__TASK REQUIREMENTS__
Write out the material exactly, leaving every picture behind.
------
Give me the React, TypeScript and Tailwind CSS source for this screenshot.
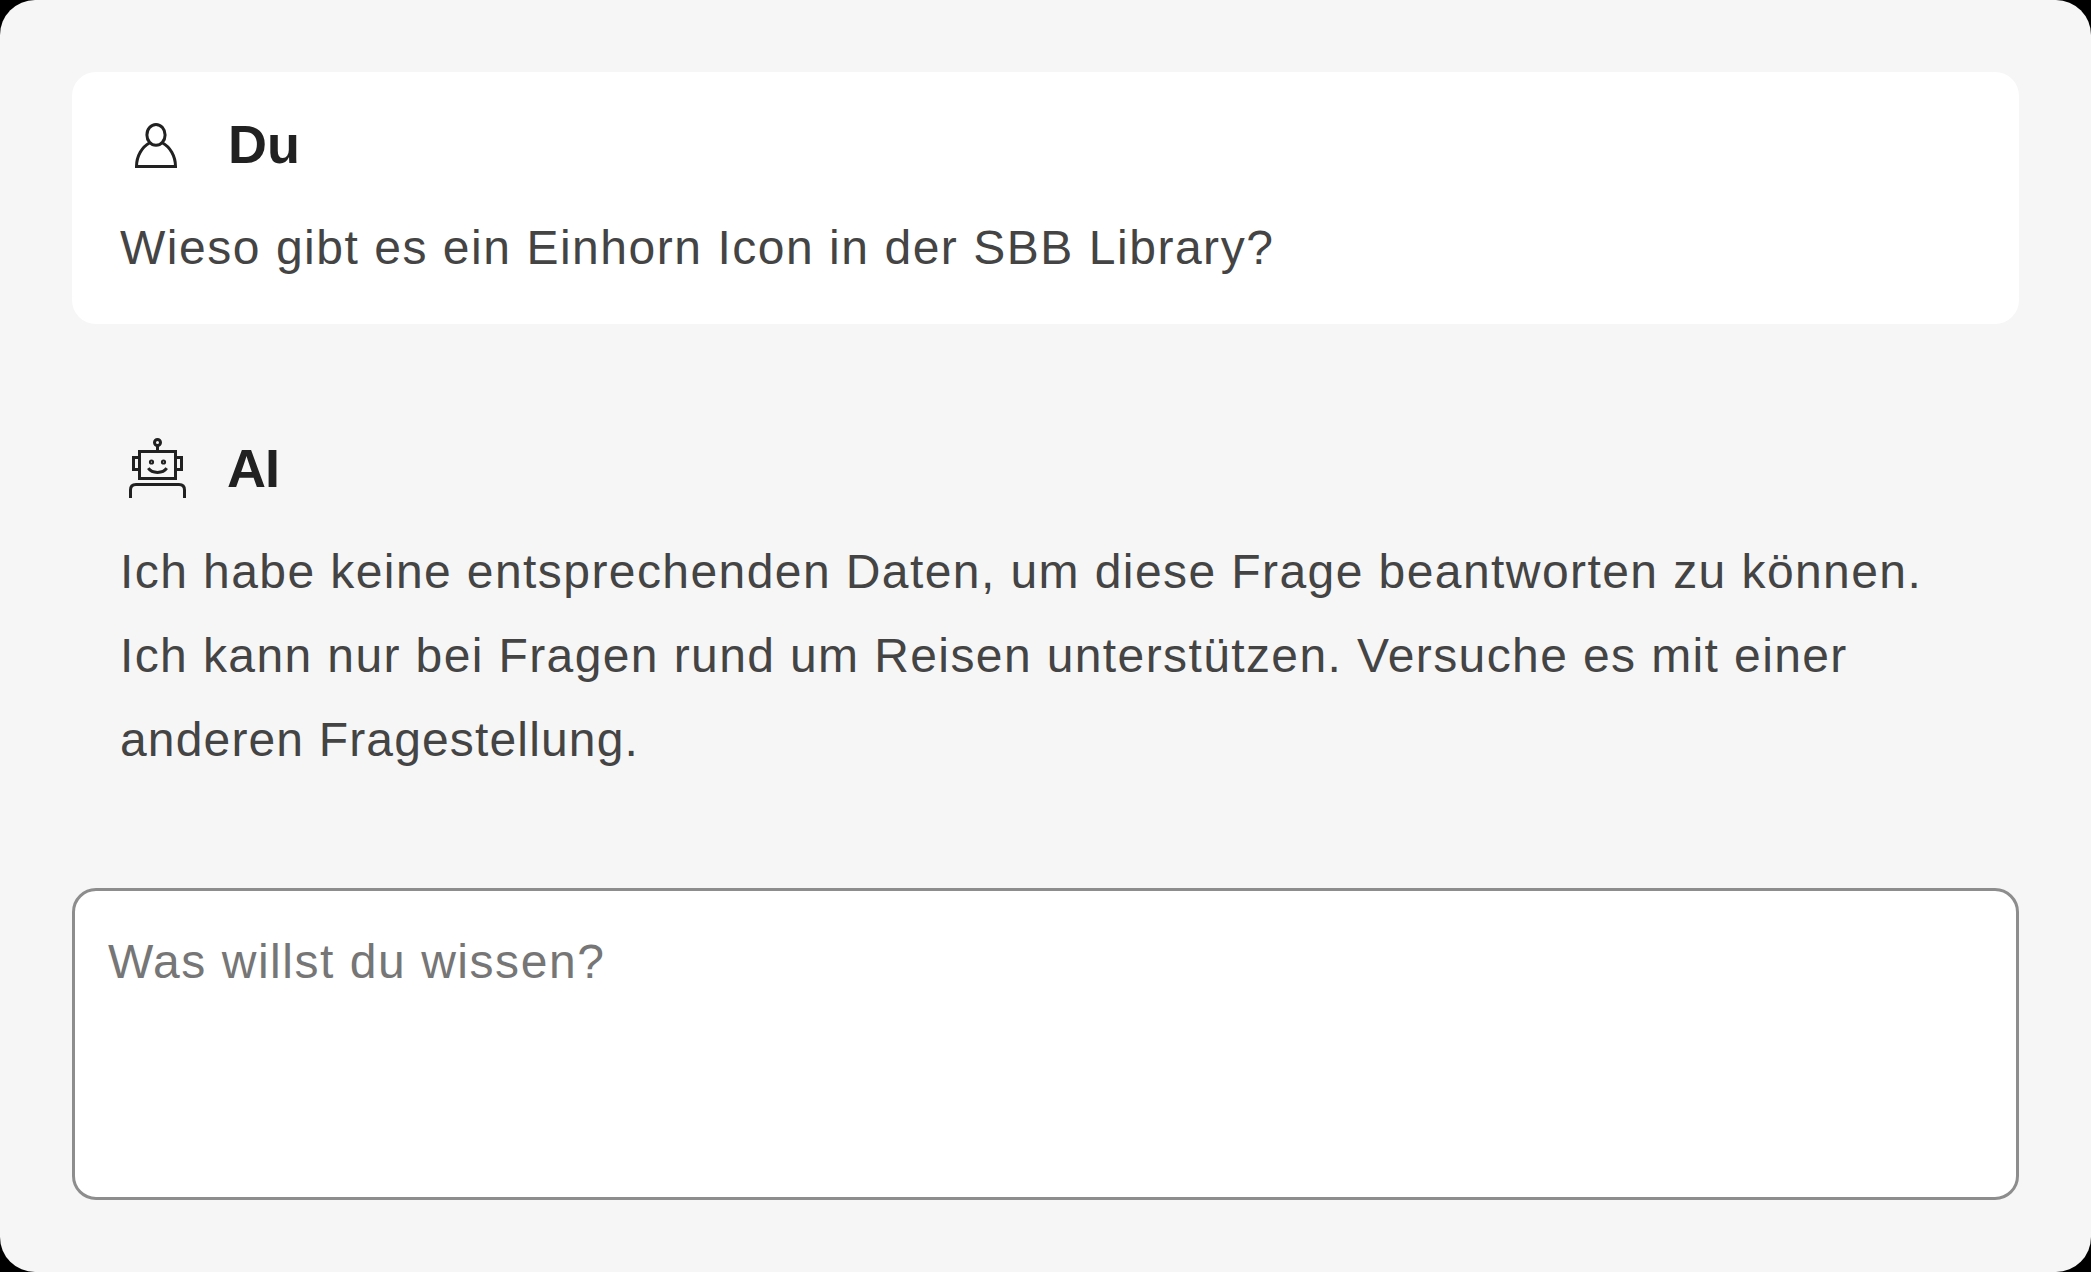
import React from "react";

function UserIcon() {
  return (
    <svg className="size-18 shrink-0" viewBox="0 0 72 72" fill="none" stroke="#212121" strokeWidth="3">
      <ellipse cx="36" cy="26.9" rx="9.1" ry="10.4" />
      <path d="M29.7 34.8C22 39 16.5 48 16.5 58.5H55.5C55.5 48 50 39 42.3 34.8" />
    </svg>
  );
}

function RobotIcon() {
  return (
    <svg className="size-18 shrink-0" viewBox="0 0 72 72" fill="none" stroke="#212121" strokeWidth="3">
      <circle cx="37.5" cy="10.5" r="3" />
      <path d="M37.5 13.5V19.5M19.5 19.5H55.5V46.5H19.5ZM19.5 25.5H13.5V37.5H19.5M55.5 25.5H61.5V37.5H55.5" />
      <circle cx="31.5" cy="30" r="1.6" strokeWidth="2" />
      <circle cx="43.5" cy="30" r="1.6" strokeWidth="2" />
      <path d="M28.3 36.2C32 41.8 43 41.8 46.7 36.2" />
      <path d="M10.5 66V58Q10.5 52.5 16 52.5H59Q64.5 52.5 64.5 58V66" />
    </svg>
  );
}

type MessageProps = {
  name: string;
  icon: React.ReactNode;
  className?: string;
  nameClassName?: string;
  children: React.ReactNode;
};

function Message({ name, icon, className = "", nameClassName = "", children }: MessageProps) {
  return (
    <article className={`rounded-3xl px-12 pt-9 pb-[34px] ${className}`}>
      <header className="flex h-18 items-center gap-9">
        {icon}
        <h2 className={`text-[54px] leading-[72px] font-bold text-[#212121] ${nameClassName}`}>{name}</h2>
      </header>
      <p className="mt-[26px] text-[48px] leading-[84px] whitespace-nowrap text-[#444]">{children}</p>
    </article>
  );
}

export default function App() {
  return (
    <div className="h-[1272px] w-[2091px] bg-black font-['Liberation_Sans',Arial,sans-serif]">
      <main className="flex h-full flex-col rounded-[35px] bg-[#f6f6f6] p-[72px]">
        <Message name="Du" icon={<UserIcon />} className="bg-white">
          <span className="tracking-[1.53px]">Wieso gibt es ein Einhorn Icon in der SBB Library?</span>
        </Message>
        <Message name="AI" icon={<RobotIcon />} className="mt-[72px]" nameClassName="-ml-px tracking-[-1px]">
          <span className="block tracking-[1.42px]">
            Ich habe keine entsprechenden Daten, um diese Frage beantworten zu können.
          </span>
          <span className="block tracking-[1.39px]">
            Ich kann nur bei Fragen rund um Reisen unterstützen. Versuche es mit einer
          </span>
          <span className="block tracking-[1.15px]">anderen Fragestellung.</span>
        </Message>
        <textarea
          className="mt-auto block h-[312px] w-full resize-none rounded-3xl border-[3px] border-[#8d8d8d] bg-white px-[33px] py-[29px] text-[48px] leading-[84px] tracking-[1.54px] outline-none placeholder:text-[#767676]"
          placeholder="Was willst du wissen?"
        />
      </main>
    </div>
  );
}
------
__ANSWER TO THE EXERCISE__
Give me the React, TypeScript and Tailwind CSS source for this screenshot.
import React from "react";

function UserIcon() {
  return (
    <svg className="size-18 shrink-0" viewBox="0 0 72 72" fill="none" stroke="#212121" strokeWidth="3">
      <ellipse cx="36" cy="26.9" rx="9.1" ry="10.4" />
      <path d="M29.7 34.8C22 39 16.5 48 16.5 58.5H55.5C55.5 48 50 39 42.3 34.8" />
    </svg>
  );
}

function RobotIcon() {
  return (
    <svg className="size-18 shrink-0" viewBox="0 0 72 72" fill="none" stroke="#212121" strokeWidth="3">
      <circle cx="37.5" cy="10.5" r="3" />
      <path d="M37.5 13.5V19.5M19.5 19.5H55.5V46.5H19.5ZM19.5 25.5H13.5V37.5H19.5M55.5 25.5H61.5V37.5H55.5" />
      <circle cx="31.5" cy="30" r="1.6" strokeWidth="2" />
      <circle cx="43.5" cy="30" r="1.6" strokeWidth="2" />
      <path d="M28.3 36.2C32 41.8 43 41.8 46.7 36.2" />
      <path d="M10.5 66V58Q10.5 52.5 16 52.5H59Q64.5 52.5 64.5 58V66" />
    </svg>
  );
}

type MessageProps = {
  name: string;
  icon: React.ReactNode;
  className?: string;
  nameClassName?: string;
  children: React.ReactNode;
};

function Message({ name, icon, className = "", nameClassName = "", children }: MessageProps) {
  return (
    <article className={`rounded-3xl px-12 pt-9 pb-[34px] ${className}`}>
      <header className="flex h-18 items-center gap-9">
        {icon}
        <h2 className={`text-[54px] leading-[72px] font-bold text-[#212121] ${nameClassName}`}>{name}</h2>
      </header>
      <p className="mt-[26px] text-[48px] leading-[84px] whitespace-nowrap text-[#444]">{children}</p>
    </article>
  );
}

export default function App() {
  return (
    <div className="h-[1272px] w-[2091px] bg-black font-['Liberation_Sans',Arial,sans-serif]">
      <main className="flex h-full flex-col rounded-[35px] bg-[#f6f6f6] p-[72px]">
        <Message name="Du" icon={<UserIcon />} className="bg-white">
          <span className="tracking-[1.53px]">Wieso gibt es ein Einhorn Icon in der SBB Library?</span>
        </Message>
        <Message name="AI" icon={<RobotIcon />} className="mt-[72px]" nameClassName="-ml-px tracking-[-1px]">
          <span className="block tracking-[1.42px]">
            Ich habe keine entsprechenden Daten, um diese Frage beantworten zu können.
          </span>
          <span className="block tracking-[1.39px]">
            Ich kann nur bei Fragen rund um Reisen unterstützen. Versuche es mit einer
          </span>
          <span className="block tracking-[1.15px]">anderen Fragestellung.</span>
        </Message>
        <textarea
          className="mt-auto block h-[312px] w-full resize-none rounded-3xl border-[3px] border-[#8d8d8d] bg-white px-[33px] py-[29px] text-[48px] leading-[84px] tracking-[1.54px] outline-none placeholder:text-[#767676]"
          placeholder="Was willst du wissen?"
        />
      </main>
    </div>
  );
}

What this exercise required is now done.